The mask costumes (2000/2001), mostly created during Siem's second stay in England, refer to objects of non-European cultures in preserved European museum collections, such as mask costumes of the African or the Pacific region. The carved masks, however, also make clear references to European modernism. (Modigliani, Schlemmer). Siem points out that the art of non-European space is a resource of European modernity.
Between 2005 and 2009, Siem worked on a group of larger installations that were shown in 2009 at the Neues Museum Nürnberg under the exhibition title Die Fälscherin. [10] In pre-and post-war room furnishings and furniture, large fabric sculptures are placed as actors in surreal domestic scenes. Anxiety, vision and comedy are central elements of the main installation, which consists of an "Africa collection" made up of household items obsessively occupying the entire room. [11]

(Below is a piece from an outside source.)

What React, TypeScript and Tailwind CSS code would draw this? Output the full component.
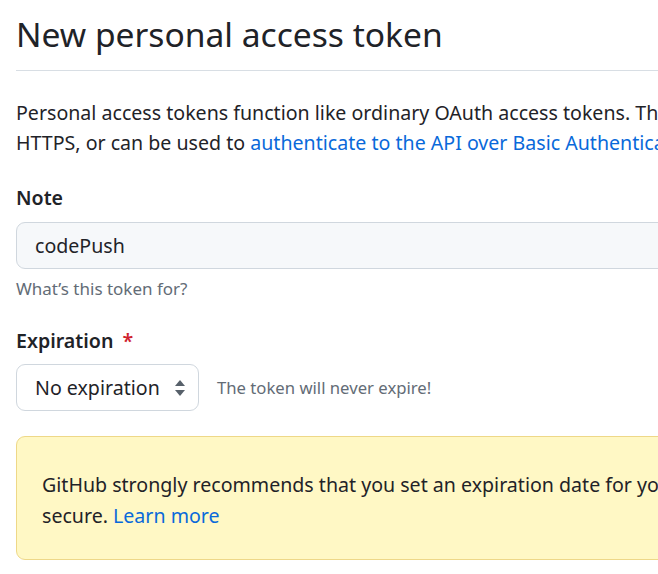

With the sculptures that have been created since 2010, Wiebke Siem freed her practice from the intricately crafted sculptures that have characterized her work for decades. She began to assemble her sculptures from simple household objects before working on them to give them a uniform surface. As disembodied sculptures they are not unlike skeletons and hang like puppets from the ceiling. [12] [13] As with many of Siem's works, the sculptures also express themes of alienation - the transformation of something familiar into something foreign. [14]
In the studio installation Der Traum der Dinge - The Dream of Things (at the K20 – Collection Nordrhein-Westfalen in Düsseldorf) Siem invited the visitors to assemble and hang household appliances into new figures, effectively creating new artwork out of common domestic tools by means of audience participation.